Along with margins, I wonder if Apple has the stomach to tackle this market with its challenges and potential pitfalls?
The fourth question is related to the third and is about manufacturing an EV automobile. Apple got a great partner in Foxconn when they launched the iPhone in 2007 but had to invent some of the manufacturing equipment and processes for Foxconn to make these products.
Katy Huberty at Morgan Stanley, in a conference call with their clients, shared her thoughts on this manufacturing issue in this following excerpt published in Philip Elmer-Dewitt’s Apple 3.0 newsletter:
“Apple has a history of using its balance sheet to support suppliers in their early development. Despite its vertical integration, Apple will leverage suppliers and manufacturers to quickly scale a business, thus taking advantage of the supplier’s manufacturing expertise and component differentiation (leaning on hundreds of suppliers). They have also demonstrated a willingness to fund the capacity build-out to ease the burden on suppliers who typically have to add capacity well before the production ramp. Before the iPhone, Apple was spending $1bn/year on capex… but at peak, reached $13bn annually on capex, the majority of which was spent on purchasing manufacturing equipment for suppliers.”

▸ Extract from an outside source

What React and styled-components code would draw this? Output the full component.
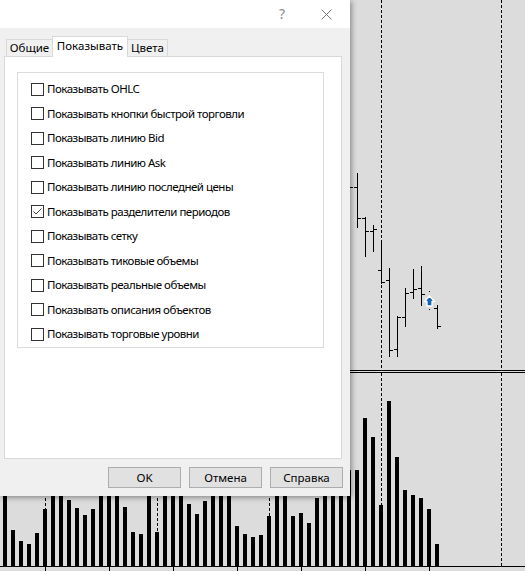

As Ms. Huberty points out, Apple would have to be highly proactive in helping their manufacturing partner develop and fund any new manufacturing processes needed to create an Apple Car. Add to that the need to possibly even invent some new ways to manufacture an EV worthy of the Apple logo and this project gets even more intense for Apple.
If Apple applies this same strategy with a proven auto manufacturer and indeed builds an EV car at some point in the future, they will have had to solve or answer all of the key questions I brought up in this article. More importantly, Apple would have to bring breakthrough technologies and serious innovation if they plan to be competitive with some type of Apple logoed electronic vehicle in the future.
The flip side is that the market for fully electronic vehicles is in the two trillion dollar range as all automakers plan to eventually phase out gas-powered engines over time. GM has said they will phase out all gas-powered cars and trucks by 2035 and most other vehicle makers won’t be far behind.
Tesla already has a major lead in the EV market and will continue to innovate, which will allow them to be a strong competitor in the fully EV market well into the future.
Should Apple create an actual smart EV, and proves extremely innovative in all of the areas I mention above, I think it could be a serious automaker for premium electronic vehicles.
However, I am still skeptical that an Apple Car could happen and will be watching for any news that confirms how Apple handles all of the concerns mentioned above. How they deal with these issues and questions will determine how much they understand this market and develop a plan to enter it with the goal to not only succeed in it, but also lead.